Demand reached 163 gigawatts on Thursday, narrowly missing the 2006 historic peak of 165,563 megawatts. With electricity prices at the Western Hub hitting $1,222.75 per megawatt-hour—nearly triple last summer's levels—the grid's margin for error has evaporated. Operating reserves plummeted to 5,091 MW on Thursday, down from 10,996 MW just 24 hours prior, leaving the system vulnerable to any sudden plant failure.

The Department of Energy’s emergency directive authorizes PJM to override pollution limits and command large data centers to switch to onsite backup generators within 15 minutes of a grid emergency. Energy Secretary Chris Wright labeled the maintenance of a secure power supply as non-negotiable as the National Weather Service warns that dangerous heat will persist through the Fourth of July weekend.

Behind the immediate weather-driven stress lies a permanent shift in power consumption.

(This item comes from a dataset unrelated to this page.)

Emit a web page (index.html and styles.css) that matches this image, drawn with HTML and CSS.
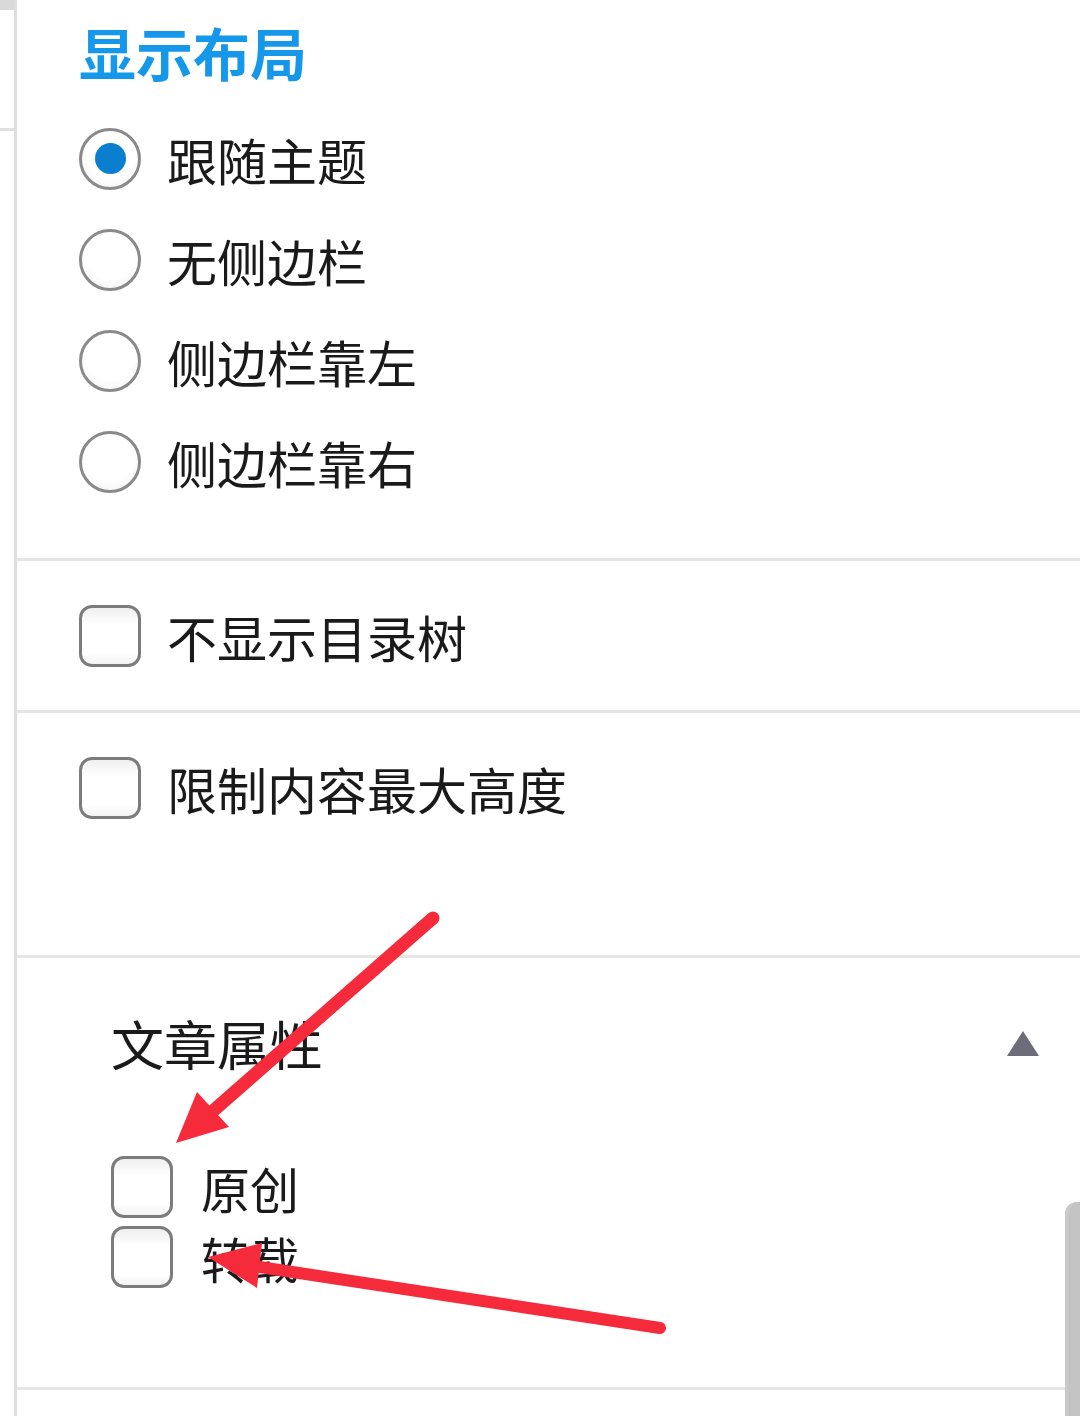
FILE: index.html
```html
<!DOCTYPE html>
<html lang="zh-CN">
<head>
<meta charset="utf-8">
<title>显示布局</title>
<link rel="stylesheet" href="styles.css">
</head>
<body>
<div class="page">
  <div class="gutter">
    <div class="gutter-top"></div>
    <div class="gutter-line"></div>
  </div>
  <main class="panel">
    <section class="sec sec-layout">
      <h2 class="title">显示布局</h2>
      <div class="opt"><span class="radio checked"></span><span class="label">跟随主题</span></div>
      <div class="opt"><span class="radio"></span><span class="label">无侧边栏</span></div>
      <div class="opt"><span class="radio"></span><span class="label">侧边栏靠左</span></div>
      <div class="opt"><span class="radio"></span><span class="label">侧边栏靠右</span></div>
    </section>
    <section class="sec sec-toc">
      <div class="opt"><span class="check"></span><span class="label">不显示目录树</span></div>
    </section>
    <section class="sec sec-height">
      <div class="opt"><span class="check"></span><span class="label">限制内容最大高度</span></div>
    </section>
    <section class="sec sec-attr">
      <div class="attr-head">
        <span class="attr-title">文章属性</span>
        <span class="tri"></span>
      </div>
      <div class="attr-list">
        <div class="opt small"><span class="check"></span><span class="label">原创</span></div>
        <div class="opt small"><span class="check"></span><span class="label">转载</span></div>
      </div>
    </section>
  </main>
  <div class="scrollbar"></div>
  <svg class="arrows" width="1080" height="1416" viewBox="0 0 1080 1416">
    <line x1="433" y1="918" x2="205" y2="1118" stroke="#f52a3a" stroke-width="13" stroke-linecap="round"/>
    <polygon points="176,1143 197,1092 229,1127" fill="#f52a3a"/>
    <line x1="660" y1="1328" x2="240" y2="1264" stroke="#f52a3a" stroke-width="12" stroke-linecap="round"/>
    <polygon points="208,1257 262,1243 257,1288" fill="#f52a3a"/>
  </svg>
</div>
</body>
</html>
```
FILE: styles.css
```css
html, body {
  margin: 0;
  padding: 0;
  background: #ffffff;
}
body {
  font-family: "Noto Sans CJK SC", "Noto Sans", sans-serif;
  color: #1c1c1c;
}
.page {
  position: relative;
  width: 1080px;
  height: 1416px;
  overflow: hidden;
  display: flex;
}
.gutter {
  width: 14px;
  flex: none;
  display: flex;
  flex-direction: column;
}
.gutter-top {
  height: 10px;
  background: #d9d9d9;
}
.gutter-line {
  margin-top: 118px;
  height: 3px;
  background: #e0e0e0;
}
.panel {
  flex: 1;
  border-left: 3px solid #dedede;
  display: flex;
  flex-direction: column;
}
.sec {
  border-bottom: 3px solid #e6e6e6;
  padding-left: 62px;
  flex: none;
}
.sec-layout {
  padding-top: 16px;
  height: 561px;
  box-sizing: border-box;
}
.title {
  margin: 0 0 22px 0;
  height: 70px;
  line-height: 70px;
  font-size: 57px;
  font-weight: 700;
  color: #1597ea;
  letter-spacing: 0;
}
.opt {
  display: flex;
  align-items: center;
  height: 101px;
}
.label {
  margin-left: 26px;
  font-size: 50px;
  line-height: 1;
  color: #1a1a1a;
}
.radio {
  width: 56px;
  height: 56px;
  flex: none;
  border: 3px solid #8a8a8a;
  border-radius: 50%;
  background: radial-gradient(circle at 50% 40%, #ffffff 55%, #efefef 100%);
  display: flex;
  align-items: center;
  justify-content: center;
  box-sizing: content-box;
}
.radio.checked::after {
  content: "";
  width: 31px;
  height: 31px;
  border-radius: 50%;
  background: #0a7fcf;
}
.check {
  width: 56px;
  height: 56px;
  flex: none;
  border: 3px solid #7c7c7c;
  border-radius: 13px;
  background: linear-gradient(#efefef, #ffffff 30%, #ffffff 80%, #f3f3f3);
  box-sizing: content-box;
}
.sec-toc {
  height: 152px;
  box-sizing: border-box;
  display: flex;
  align-items: center;
}
.sec-height {
  height: 245px;
  box-sizing: border-box;
  padding-top: 24px;
}
.sec-attr {
  height: 432px;
  box-sizing: border-box;
  padding-left: 94px;
  padding-right: 41px;
  padding-top: 53px;
}
.attr-head {
  display: flex;
  align-items: center;
  justify-content: space-between;
  height: 64px;
}
.attr-title {
  font-size: 53px;
  line-height: 1;
  color: #1a1a1a;
}
.tri {
  width: 0;
  height: 0;
  border-left: 16px solid transparent;
  border-right: 16px solid transparent;
  border-bottom: 25px solid #6d6d79;
}
.attr-list {
  margin-top: 77px;
}
.opt.small {
  height: 70px;
}
.opt.small .label {
  margin-left: 28px;
  font-size: 49px;
}
.scrollbar {
  position: absolute;
  right: 0;
  top: 1202px;
  width: 15px;
  bottom: 0;
  background: #c3c3c3;
  border-top-left-radius: 12px;
  box-shadow: inset 4px 0 0 #c9c9c9;
}
.arrows {
  position: absolute;
  left: 0;
  top: 0;
  pointer-events: none;
}
```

PJM projects a 32-gigawatt increase in peak demand by 2030, with data centers accounting for nearly the entire surge. This expansion is already reshaping energy economics; capacity market costs have climbed to a record $333.44 per megawatt-day, an eleven-fold increase from previous auctions. Monitoring Analytics attributes 63 percent of this price escalation directly to data center development. While utilities like BGE and Potomac Edison successfully urged consumers to limit appliance use to avoid blackouts this week, the grid faces a future where record-breaking demand is becoming the new baseline regardless of the weather.